Would it be alright with the OP if I listed some stuff that went on when my parents were in school? Early '50s to early ‘70s.
Let’s corporal punishment, yep. It was the norm all though both parents’ school experiences, though mainly for the boys. Girls rarely got it (never by HS) and only a female teacher could administer it to a girl and always away from the boys. Any teacher could paddle a boy and they could do it in front of the class (on fully clothed behinds only, apparently the only bare bottom pattlings took in the principal’s office or the lockerroom). And my father had women principals in both grammar school and high school (though the HS had a dean of boys and a dean of girls to handle discipline).
And speaking boys’s bare asses; my father & both my uncles got to swim naked :eek: in gym class (also at the YMCA & in summer camp). The girls had to wear suits, swam at seperate times, and no women were allowed in the pool area (except one time when a boy slipped and hit his head on the diving board and the school nurse was rushed in). None of really minded it or thought it was strange. Neither did any of their mothers (& even did mind she’d probally be the last person on Earth they’d complain too). Imagine thathappening today. We didn’t even have to take showers after gym. I’m actually kinda sorry I missed it. 
Oh, and one of my uncles grammar school teachers was an alcoholic, had a temper, and would sneak a flask in school. One day he shoved my uncle’s head into a wall. My uncle had to go the ER to get stitches & an X-ray. My grandmother (who did use CP at home) was lived. She complained to the school. The principal did apologize to her, but her suggestion that the teacher also apologize to her & her son was completely ridiculous (& totally “demeaning” for him). She was told to calm down because they were going to let him go quitely at the end of the year. That wasn’t good enough for Granny so she transferred her kids to a school in the next town (& was admonished for overreacting). She also had to get her attorney brother involved to get the school to reimburse her for the doctor’s bill.
Years later my other brother broke his leg in high school. He was excused from gym with a doctor’s note. When the cast came off his doctor still didn’t want him in gym and wrote another note. This wasn’t good enough for the coach who insisted that since his cast came off he had to do something instead off going to study hall. So he had him climb to the top of the gym’s (folded up) bleachers to clean them and the windows.
He fell, broke the same legagain, and ended up needing pins put in. No lawsuit, and the coach still had a job. My uncle isn’t bitter though; those pins got him classified 4-F.

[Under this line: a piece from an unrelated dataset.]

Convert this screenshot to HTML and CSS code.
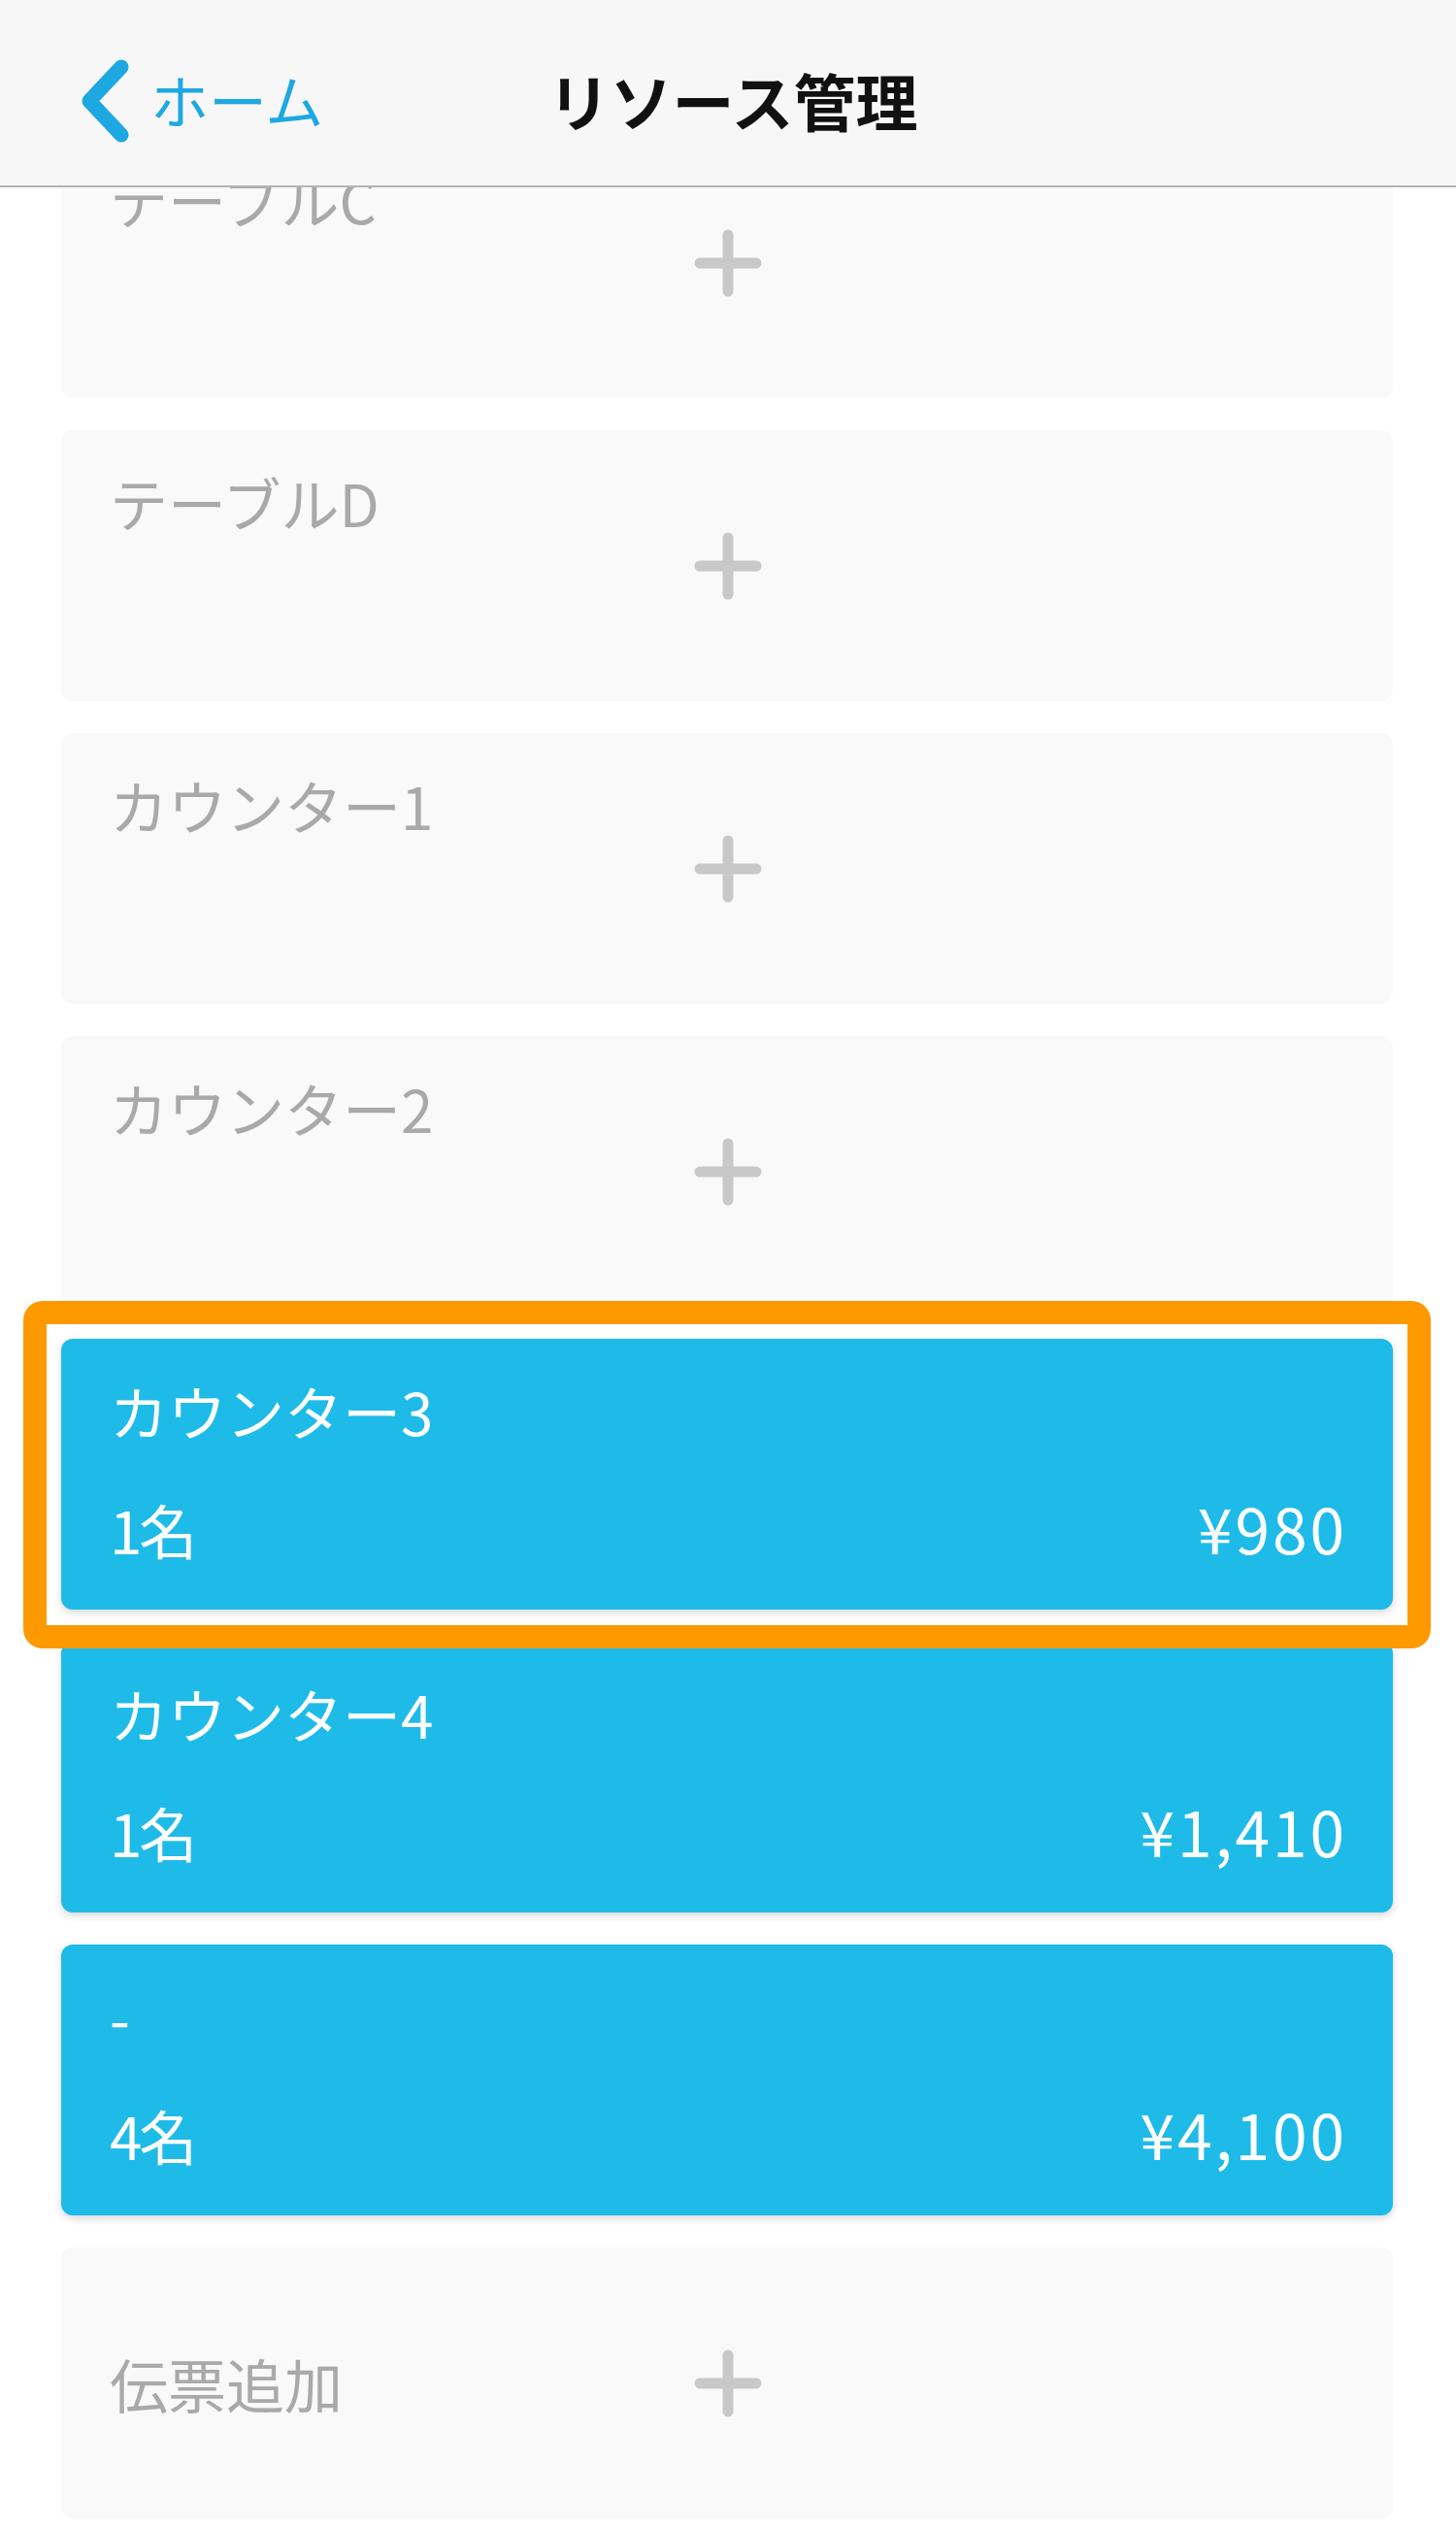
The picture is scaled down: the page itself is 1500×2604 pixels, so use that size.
FILE: index.html
```html
<!DOCTYPE html>
<html lang="ja">
<head>
<meta charset="utf-8">
<title>リソース管理</title>
<link rel="stylesheet" href="styles.css">
</head>
<body>
<header class="nav">
  <a class="back">
    <svg class="chevron" width="50" height="86" viewBox="0 0 50 86"><path d="M42 8 L9 43 L42 78" fill="none" stroke="#1ea8e2" stroke-width="15" stroke-linecap="round" stroke-linejoin="round"/></svg>
    <span class="back-label">ホーム</span>
  </a>
  <h1 class="title">リソース管理</h1>
  <div class="spacer"></div>
</header>
<main class="list">
  <div class="card empty first">
    <span class="name">テーブルC</span>
    <svg class="plus" width="70" height="70" viewBox="0 0 70 70"><path d="M35 6 V64 M6 35 H64" stroke="#c8c8c8" stroke-width="11" stroke-linecap="round"/></svg>
  </div>
  <div class="card empty">
    <span class="name">テーブルD</span>
    <svg class="plus" width="70" height="70" viewBox="0 0 70 70"><path d="M35 6 V64 M6 35 H64" stroke="#c8c8c8" stroke-width="11" stroke-linecap="round"/></svg>
  </div>
  <div class="card empty">
    <span class="name">カウンター1</span>
    <svg class="plus" width="70" height="70" viewBox="0 0 70 70"><path d="M35 6 V64 M6 35 H64" stroke="#c8c8c8" stroke-width="11" stroke-linecap="round"/></svg>
  </div>
  <div class="card empty">
    <span class="name">カウンター2</span>
    <svg class="plus" width="70" height="70" viewBox="0 0 70 70"><path d="M35 6 V64 M6 35 H64" stroke="#c8c8c8" stroke-width="11" stroke-linecap="round"/></svg>
  </div>
  <div class="card busy highlighted">
    <span class="name">カウンター3</span>
    <div class="meta"><span class="count">1名</span><span class="price">¥980</span></div>
    <div class="highlight"></div>
  </div>
  <div class="card busy">
    <span class="name">カウンター4</span>
    <div class="meta"><span class="count">1名</span><span class="price">¥1,410</span></div>
  </div>
  <div class="card busy">
    <span class="name">-</span>
    <div class="meta"><span class="count">4名</span><span class="price">¥4,100</span></div>
  </div>
  <div class="card empty add">
    <span class="name">伝票追加</span>
    <svg class="plus" width="70" height="70" viewBox="0 0 70 70"><path d="M35 6 V64 M6 35 H64" stroke="#c8c8c8" stroke-width="11" stroke-linecap="round"/></svg>
  </div>
</main>
</body>
</html>
```
FILE: styles.css
```css
* { box-sizing: border-box; }
html, body {
  margin: 0;
  padding: 0;
  background: #ffffff;
}
body {
  width: 1500px;
  height: 2604px;
  overflow: hidden;
  font-family: "Noto Sans CJK JP", "Noto Sans", sans-serif;
}
.nav {
  position: relative;
  z-index: 2;
  height: 193px;
  padding-top: 13px;
  background: #f7f7f7;
  border-bottom: 2px solid #b4b4b4;
  display: grid;
  grid-template-columns: 1fr auto 1fr;
  align-items: center;
}
.back {
  display: flex;
  align-items: center;
  gap: 22px;
  padding-left: 83px;
}
.chevron { display: block; margin-top: 4px; }
.back-label {
  font-size: 60px;
  line-height: 1;
  color: #1ea8e2;
}
.title {
  margin: 0;
  padding-left: 10px;
  font-size: 64px;
  line-height: 1;
  font-weight: 700;
  color: #111111;
}
.list {
  height: 2411px;
  overflow: hidden;
  padding: 0 65px 0 63px;
  display: flex;
  flex-direction: column;
  gap: 33px;
}
.card {
  flex: none;
  height: 279px;
  border-radius: 12px;
  padding: 44px 50px 53px 50px;
  font-size: 60px;
  line-height: 1;
}
.card.first { margin-top: -62px; }
.empty {
  background: #f9f9f9;
  color: #a9a9a9;
  display: grid;
  grid-template-areas: "stack";
  padding-bottom: 44px;
}
.empty > * { grid-area: stack; }
.empty .name { align-self: start; justify-self: start; }
.empty .plus { align-self: center; justify-self: center; margin-right: -2px; }
.empty.add .name { align-self: center; }
.busy {
  background: #1ebbe9;
  color: #ffffff;
  box-shadow: 0 3px 8px rgba(0, 0, 0, 0.16);
  display: flex;
  flex-direction: column;
  justify-content: space-between;
}
.meta {
  display: flex;
  justify-content: space-between;
  align-items: baseline;
}
.count { letter-spacing: -3px; }
.price {
  font-size: 64px;
  letter-spacing: 3px;
  margin-right: -3px;
}
.highlighted { position: relative; }
.highlight {
  position: absolute;
  top: -39px;
  left: -39px;
  right: -39px;
  bottom: -40px;
  border: 24px solid #ff9900;
  border-radius: 20px;
  pointer-events: none;
  z-index: 1;
}
```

Also my mother was expelled from high school for pregnancy in her junior year (her weddign clued the school in). No alternative pregnancy school, no homebound instruction, nothing. Of course her husband was allowed to stay 'cause it was so important for him to get an education. She’s still bitter.
Early 1970’s. We had a smoking area outside on the lawn, I think you had to have a parental note but there were no laws against minors possession tobacco like there are now so 16 year olds smoking was fine.
We had a minor riot the last day of 8th grade when during an assembly in the gym we wrassled the PE teachers into the showers and everyone got soaked, all in good fun. The only penalty anyone got was to wear your wet clothes for the rest of the day.
Open campus where people would hop in their cars and leave for an hour to do god knows what.
On Friday during homecoming week we would pile into pickup trucks and race around the neighborhood collecting scrap wood to build a huge bonfire to be lit on Saturday night after the football game. This was a class competition to get the most loads of wood by the end of the day. This was done during school hours.
Guns in cars were no big deal at all since it was a rural community with a lot of hunters.
We operated all kinds of power tools building furnature in shop class and learned welding too.
Campus Life Christian club met during school hours, this was public school.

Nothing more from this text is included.